The collision of global markets and social mood

Tuesday, February 23, 2016

Tuesday -- Blackrock To The Fed: We're Bigger Than You

S&P E-mini Futures:
Flat and rather listless pre-market.

Gone are the ominous headlines for the moment. No more words like "ugly" and "grim." Yet several developments could be setting the stage for some epic moves that could scare the life out of people.

Recall the saying "break it out to break it down." Insiders force the market higher by gunning futures at key areas (often with the Fed's own firepower fueling the buys), only to sell into the breakout and simultaneously flip heavily short.

If there is a rally brewing to new all-time highs, it is becoming increasingly clear that it will be aided and abetted by the full strength of the dream machine (bullish analysts, portfolio managers, pundits, press releases, media, etc.) along with the trading machines (algos, buybacks, and outright aggressive trading) to get the market as high as possible, before, in Livermore's words, "it is sold to the public on the way down."

First, Blackrock's balance sheet is bigger than the Fed's. So whether this is an actual warning to bond traders (you're about to get screwed), or a veiled warning to the Fed (don't screw us or we'll screw you worse), it is clear that Blackrock is telegraphing massive dislocation at some point.

Think forced selling.

Catalyst? A freaked out, wrong-sided bond market many many time larger than the Fed that essentially forces it to raise rates.

Rising rates for the right reasons? No. Rates have been going down -- and bond prices have been rising -- since 1981, right along with increasing stocks prices. If rates rise materially, it's over.

For now, though, it could be a bit of disinformation ahead of a Fed ready to walk back its planned interest rate hikes. Six months out, however? That's when things could get interesting.

Next there is Kuroda at the BOJ. I truly feel this guy has gone nuts.

From Bloomberg: “It’s not that the monetary base alone will pull up inflation or inflation expectations promptly,” Kuroda said in parliament on Tuesday. “We aim to raise prices through an increase in inflation expectations and a tighter gap in supply and demand under QQE,” he said, referring to qualitative and quantitative easing measures.

Kuroda's stimulus efforts, including massively expanding the monetary base, have failed. Nothing has ignited inflation since 1989.

Now that the BOJ has reached the limit of its bond buying, Kuroda somehow thinks that targeting negative interest rates will force people to lend & spend.

But as the WSJ noted, it's forcing people into cash.

Hoarding cash and stuffing it into safes at record levels does what to money velocity? Exactly.

It's destroys it.

So while journalists are typing hyper-i-n-f-l-a-t-i-o-n, you can wrap your head around a new & different word.

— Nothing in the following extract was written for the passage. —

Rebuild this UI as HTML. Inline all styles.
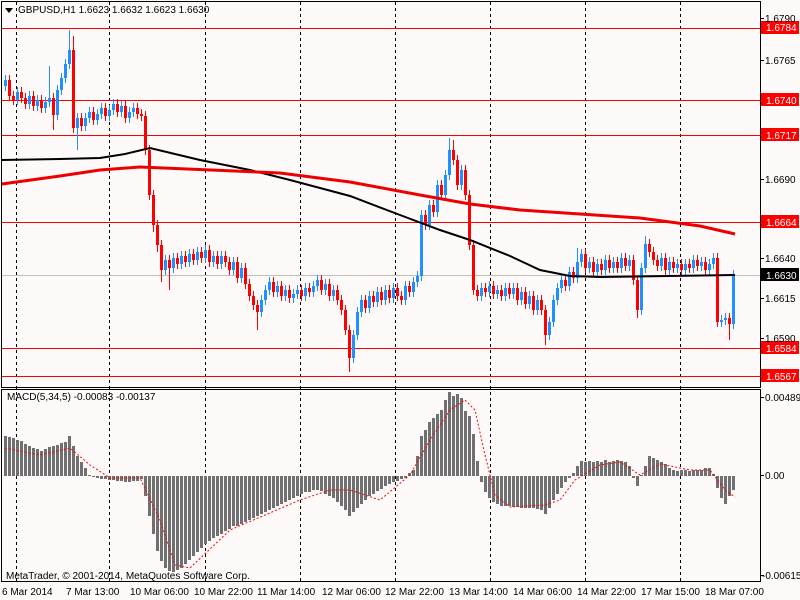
<!DOCTYPE html><html><head><meta charset="utf-8"><style>
html,body{margin:0;padding:0;background:#fffafa;width:800px;height:600px;overflow:hidden}
svg{position:absolute;left:0;top:0}
text{font-family:"Liberation Sans",sans-serif;font-size:10px;fill:#000}
</style></head><body>
<svg width="800" height="600" xmlns="http://www.w3.org/2000/svg">
<rect width="800" height="600" fill="#fffafa"/>
<path d="M16.5 2V581M109.5 2V581M205.5 2V581M300.5 2V581M395.5 2V581M490.5 2V581M585.5 2V581M680.5 2V581" stroke="#000" stroke-dasharray="3,3" fill="none"/>
<path d="M2 28.5H760M2 100.5H760M2 135.5H760M2 222.5H760M2 348.5H760M2 376.5H760" stroke="#f00" fill="none"/>
<line x1="2" x2="760" y1="275.5" y2="275.5" stroke="#c0c0c0"/>
<path fill="none" stroke="#1e90ff" stroke-width="1" d="M5.5 75V91M17.5 87V105M29.5 91V109M37.5 95V111M45.5 97V113M49.5 66V107M57.5 85V120M61.5 73V95M65.5 59V83M69.5 30V69M77.5 113V150M85.5 113V131M89.5 107V123M97.5 109V125M101.5 103V119M109.5 105V121M113.5 99V115M121.5 101V117M129.5 107V123M133.5 103V117M165.5 255V275M173.5 253V273M181.5 251V269M189.5 249V267M197.5 247V265M205.5 245V263M213.5 251V267M221.5 251V269M233.5 257V275M241.5 263V283M261.5 295V317M265.5 285V305M269.5 277V295M277.5 281V297M285.5 285V301M293.5 289V303M297.5 285V299M305.5 283V301M313.5 281V297M317.5 275V291M325.5 279V295M333.5 285V301M353.5 330V363M357.5 307V340M361.5 295V317M369.5 291V313M377.5 287V307M385.5 285V305M393.5 283V303M405.5 281V305M413.5 277V297M417.5 271V287M421.5 210V281M429.5 200V230M437.5 180V217M445.5 170V200M449.5 138V180M461.5 165V190M481.5 283V301M489.5 281V297M497.5 285V299M505.5 283V301M513.5 283V299M521.5 287V305M529.5 291V309M537.5 295V315M549.5 317V340M553.5 295V327M557.5 283V305M561.5 275V293M569.5 267V291M577.5 248V283M581.5 249V267M589.5 257V273M597.5 259V277M605.5 255V275M613.5 257V273M621.5 253V273M629.5 255V271M641.5 263V315M645.5 236V273M661.5 253V271M669.5 257V275M677.5 259V273M685.5 259V275M693.5 255V273M701.5 257V271M709.5 259V275M713.5 253V269M721.5 315V327M725.5 313V325M733.5 270V329"/>
<path fill="none" stroke="#1e90ff" stroke-width="3" d="M5.5 80V86M17.5 92V100M29.5 96V104M37.5 100V106M45.5 102V108M49.5 98V102M57.5 90V115M61.5 78V90M65.5 64V78M69.5 50V64M77.5 118V128M85.5 118V126M89.5 112V118M97.5 114V120M101.5 108V114M109.5 110V116M113.5 104V110M121.5 106V112M129.5 112V118M133.5 108V112M165.5 260V270M173.5 258V268M181.5 256V264M189.5 254V262M197.5 252V260M205.5 250V258M213.5 256V262M221.5 256V264M233.5 262V270M241.5 268V278M261.5 300V312M265.5 290V300M269.5 282V290M277.5 286V292M285.5 290V296M293.5 294V298M297.5 290V294M305.5 288V296M313.5 286V292M317.5 280V286M325.5 284V290M333.5 290V296M353.5 335V358M357.5 312V335M361.5 300V312M369.5 296V308M377.5 292V302M385.5 290V300M393.5 288V298M405.5 286V300M413.5 282V292M417.5 276V282M421.5 215V276M429.5 205V225M437.5 185V212M445.5 175V195M449.5 150V175M461.5 170V185M481.5 288V296M489.5 286V292M497.5 290V294M505.5 288V296M513.5 288V294M521.5 292V300M529.5 296V304M537.5 300V310M549.5 322V335M553.5 300V322M557.5 288V300M561.5 280V288M569.5 272V286M577.5 262V278M581.5 254V262M589.5 262V268M597.5 264V272M605.5 260V270M613.5 262V268M621.5 258V268M629.5 260V266M641.5 268V310M645.5 244V268M661.5 258V266M669.5 262V270M677.5 264V268M685.5 264V270M693.5 260V268M701.5 262V266M709.5 264V270M713.5 258V264M721.5 320V322M725.5 318V320M733.5 275V324"/>
<path fill="none" stroke="#f00" stroke-width="1" d="M9.5 75V101M13.5 91V105M21.5 87V103M25.5 93V109M33.5 91V111M41.5 95V113M53.5 93V130M73.5 36V133M81.5 113V131M93.5 107V125M105.5 103V121M117.5 99V117M125.5 101V123M137.5 103V119M141.5 109V121M145.5 111V155M149.5 145V200M153.5 190V232M157.5 220V252M161.5 240V282M169.5 255V290M177.5 253V269M185.5 251V267M193.5 249V265M201.5 247V263M209.5 245V267M217.5 251V269M225.5 251V267M229.5 257V275M237.5 257V283M245.5 263V289M249.5 279V301M253.5 291V310M257.5 300V330M273.5 277V297M281.5 281V301M289.5 285V303M301.5 285V301M309.5 283V297M321.5 275V295M329.5 279V301M337.5 285V305M341.5 295V315M345.5 305V335M349.5 325V372M365.5 295V313M373.5 291V307M381.5 287V305M389.5 285V303M397.5 283V301M401.5 291V305M409.5 281V297M425.5 210V230M433.5 200V217M441.5 180V200M453.5 140V165M457.5 155V190M465.5 165V200M469.5 190V250M473.5 240V295M477.5 285V301M485.5 283V297M493.5 281V299M501.5 285V301M509.5 283V299M517.5 283V305M525.5 287V309M533.5 291V315M541.5 295V315M545.5 305V345M565.5 275V291M573.5 267V283M585.5 249V273M593.5 257V277M601.5 259V275M609.5 255V273M617.5 257V273M625.5 253V271M633.5 255V285M637.5 275V318M649.5 239V257M653.5 247V265M657.5 255V271M665.5 253V275M673.5 257V273M681.5 259V275M689.5 259V273M697.5 255V271M705.5 257V275M717.5 253V327M729.5 313V340"/>
<path fill="none" stroke="#f00" stroke-width="3" d="M9.5 80V96M13.5 96V100M21.5 92V98M25.5 98V104M33.5 96V106M41.5 100V108M53.5 98V115M73.5 50V128M81.5 118V126M93.5 112V120M105.5 108V116M117.5 104V112M125.5 106V118M137.5 108V114M141.5 114V116M145.5 116V150M149.5 150V195M153.5 195V225M157.5 225V245M161.5 245V270M169.5 260V268M177.5 258V264M185.5 256V262M193.5 254V260M201.5 252V258M209.5 250V262M217.5 256V264M225.5 256V262M229.5 262V270M237.5 262V278M245.5 268V284M249.5 284V296M253.5 296V305M257.5 305V312M273.5 282V292M281.5 286V296M289.5 290V298M301.5 290V296M309.5 288V292M321.5 280V290M329.5 284V296M337.5 290V300M341.5 300V310M345.5 310V330M349.5 330V358M365.5 300V308M373.5 296V302M381.5 292V300M389.5 290V298M397.5 288V296M401.5 296V300M409.5 286V292M425.5 215V225M433.5 205V212M441.5 185V195M453.5 150V160M457.5 160V185M465.5 170V195M469.5 195V245M473.5 245V290M477.5 290V296M485.5 288V292M493.5 286V294M501.5 290V296M509.5 288V294M517.5 288V300M525.5 292V304M533.5 296V310M541.5 300V310M545.5 310V335M565.5 280V286M573.5 272V278M585.5 254V268M593.5 262V272M601.5 264V270M609.5 260V268M617.5 262V268M625.5 258V266M633.5 260V280M637.5 280V310M649.5 244V252M653.5 252V260M657.5 260V266M665.5 258V270M673.5 262V268M681.5 264V270M689.5 264V268M697.5 260V266M705.5 262V270M717.5 258V322M729.5 318V324"/>
<path fill="none" stroke="#000" stroke-width="2" d="M2 160L60 159L100 158L125 154L150 148L200 160L250 170L290 180L350 196L400 215L440 230L470 240L510 256L540 270L570 276L600 277L735 275"/>
<path fill="none" stroke="#e00" stroke-width="3" d="M2 184L60 176L100 170L140 167L280 173L350 182L420 195L470 204L520 210L580 214L640 218L700 226L735 234"/>
<path fill="none" stroke="#707070" stroke-width="3" d="M5.5 476V436M9.5 476V437M13.5 476V438M17.5 476V440M21.5 476V441M25.5 476V444M29.5 476V446M33.5 476V448M37.5 476V449M41.5 476V451M45.5 476V449M49.5 476V447M53.5 476V446M57.5 476V445M61.5 476V443M65.5 476V442M69.5 476V436M73.5 476V446M77.5 476V456M81.5 476V462M85.5 476V468M89.5 476V475M93.5 476V477M97.5 476V478M101.5 476V479M105.5 476V479M109.5 476V480M113.5 476V480M117.5 476V481M121.5 476V481M125.5 476V482M129.5 476V482M133.5 476V481M137.5 476V481M141.5 476V479M145.5 476V496M149.5 476V516M153.5 476V534M157.5 476V551M161.5 476V561M165.5 476V568M169.5 476V571M173.5 476V572M177.5 476V570M181.5 476V568M185.5 476V564M189.5 476V560M193.5 476V556M197.5 476V552M201.5 476V548M205.5 476V544M209.5 476V541M213.5 476V538M217.5 476V536M221.5 476V534M225.5 476V531M229.5 476V529M233.5 476V526M237.5 476V526M241.5 476V524M245.5 476V522M249.5 476V520M253.5 476V518M257.5 476V516M261.5 476V514M265.5 476V512M269.5 476V510M273.5 476V508M277.5 476V506M281.5 476V504M285.5 476V502M289.5 476V500M293.5 476V498M297.5 476V496M301.5 476V494M305.5 476V492M309.5 476V492M313.5 476V490M317.5 476V490M321.5 476V491M325.5 476V494M329.5 476V496M333.5 476V498M337.5 476V502M341.5 476V506M345.5 476V510M349.5 476V516M353.5 476V512M357.5 476V508M361.5 476V504M365.5 476V500M369.5 476V496M373.5 476V494M377.5 476V491M381.5 476V489M385.5 476V486M389.5 476V484M393.5 476V482M397.5 476V481M401.5 476V479M405.5 476V478M409.5 476V473M413.5 476V470M417.5 476V456M421.5 476V436M425.5 476V430M429.5 476V422M433.5 476V418M437.5 476V414M441.5 476V410M445.5 476V400M449.5 476V392M453.5 476V396M457.5 476V394M461.5 476V398M465.5 476V411M469.5 476V416M473.5 476V434M477.5 476V461M481.5 476V482M485.5 476V492M489.5 476V498M493.5 476V502M497.5 476V504M501.5 476V506M505.5 476V506M509.5 476V506M513.5 476V507M517.5 476V507M521.5 476V508M525.5 476V508M529.5 476V508M533.5 476V508M537.5 476V509M541.5 476V510M545.5 476V514M549.5 476V508M553.5 476V500M557.5 476V494M561.5 476V488M565.5 476V482M569.5 476V478M573.5 476V473M577.5 476V466M581.5 476V461M585.5 476V462M589.5 476V461M593.5 476V462M597.5 476V461M601.5 476V462M605.5 476V460M609.5 476V462M613.5 476V461M617.5 476V460M621.5 476V461M625.5 476V462M629.5 476V466M633.5 476V478M637.5 476V486M641.5 476V475M645.5 476V466M649.5 476V456M653.5 476V458M657.5 476V460M661.5 476V462M665.5 476V464M669.5 476V468M673.5 476V470M677.5 476V471M681.5 476V470M685.5 476V470M689.5 476V471M693.5 476V470M697.5 476V470M701.5 476V470M705.5 476V468M709.5 476V468M713.5 476V474M717.5 476V488M721.5 476V498M725.5 476V504M729.5 476V496M733.5 476V490"/>
<path fill="none" stroke="#f00" stroke-width="1" stroke-dasharray="2,2" d="M5 448L40 455L70 448L90 465L110 478L140 478L160 520L175 565L190 568L230 530L300 500L330 490L350 490L380 500L410 475L430 440L450 410L465 400L475 410L485 455L495 495L510 507L545 505L560 500L575 480L600 465L620 462L640 475L660 464L690 470L710 470L725 490L735 497"/>
<rect x="1.5" y="1.5" width="759" height="386" fill="none" stroke="#000"/>
<rect x="1.5" y="389.5" width="759" height="192" fill="none" stroke="#000"/>
<polygon points="5,8 13,8 9,13" fill="#000"/>
<text x="18" y="13">GBPUSD,H1  1.6623 1.6632 1.6623 1.6630</text>
<text x="7" y="400">MACD(5,34,5) -0.00083 -0.00137</text>
<text x="6" y="579">MetaTrader, © 2001-2014, MetaQuotes Software Corp.</text>
<path d="M761 18.5H764M761 60.5H764M761 179.5H764M761 258.5H764M761 298.5H764M761 338.5H764M761 397.5H764M761 475.5H764M761 575.5H764" stroke="#000"/>
<rect x="761" y="21" width="38" height="13" fill="#f00"/><text x="766" y="31" style="fill:#fff">1.6784</text>
<rect x="761" y="93" width="38" height="13" fill="#f00"/><text x="766" y="104" style="fill:#fff">1.6740</text>
<rect x="761" y="128" width="38" height="13" fill="#f00"/><text x="766" y="139" style="fill:#fff">1.6717</text>
<rect x="761" y="215" width="38" height="13" fill="#f00"/><text x="766" y="226" style="fill:#fff">1.6664</text>
<rect x="761" y="268" width="38" height="13" fill="#000"/><text x="766" y="279" style="fill:#fff">1.6630</text>
<rect x="761" y="341" width="38" height="13" fill="#f00"/><text x="766" y="352" style="fill:#fff">1.6584</text>
<rect x="761" y="369" width="38" height="13" fill="#f00"/><text x="766" y="380" style="fill:#fff">1.6567</text>
<text x="765" y="22">1.6790</text><text x="765" y="64">1.6765</text>
<text x="765" y="183">1.6690</text><text x="765" y="262">1.6640</text>
<text x="765" y="302">1.6615</text><text x="765" y="342">1.6590</text>
<text x="765" y="401">0.00489</text><text x="765" y="479">0.00</text><text x="762" y="579">-0.00615</text>
<text x="2" y="595">6 Mar 2014</text><text x="66" y="595">7 Mar 13:00</text>
<text x="130" y="595">10 Mar 06:00</text><text x="194" y="595">10 Mar 22:00</text>
<text x="257" y="595">11 Mar 14:00</text><text x="322" y="595">12 Mar 06:00</text>
<text x="385" y="595">12 Mar 22:00</text><text x="449" y="595">13 Mar 14:00</text>
<text x="513" y="595">14 Mar 06:00</text><text x="577" y="595">14 Mar 22:00</text>
<text x="641" y="595">17 Mar 15:00</text><text x="705" y="595">18 Mar 07:00</text>
</svg>
</body></html>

Hyperdeflation. And then put Global in front of it.

A touch of Risk Off creeping in. JPY & CHF bid. USD firm.

Down again, yet on continued lighter volume than recent rally.

WTI crude can't seem to convert strong up days into a definitive breakout, thus lending to the increasing conviction that price is mired in a fourth wave consolidation before yet more lows in some sort of final fifth wave.

NG edging closer and closer to its recent all-time lows and needs to rip higher or risk trubs.

Gold continues to build a bullish triangle and is higher along with silver and platinum. Copper and palladium still bucking the trend.

S&P Outlook:
Getting back to break it out to break it down, it does not appear the market is ready to break either way yet.

Yesterday it was back to normal. It spent all day trying for 1947.20 and missed by 50 ticks. Pathetic action, yet it's been that way for most of the time since 2009.

IG CDX improved yesterday, according to Fil Zucchi, "almost 2X that of SPX/SPY."

Still appears to be an air pocket up to around the 1900 level, and if it gets there, the 2000 round number should be a layup. Then I'd look for more aggressive shorts.

There is some pressure to the downside this morning, but it does not seem to be forceful. The full moon was yesterday, so a minor trend change is possible, maybe a test of a volume shelf at the 1915 area. But just not seeing the wave structure for doom yet.

Plenty of room below for a corrective retracement if needed. Will review the wave structure then. Noting a gap at 1864.78 as well.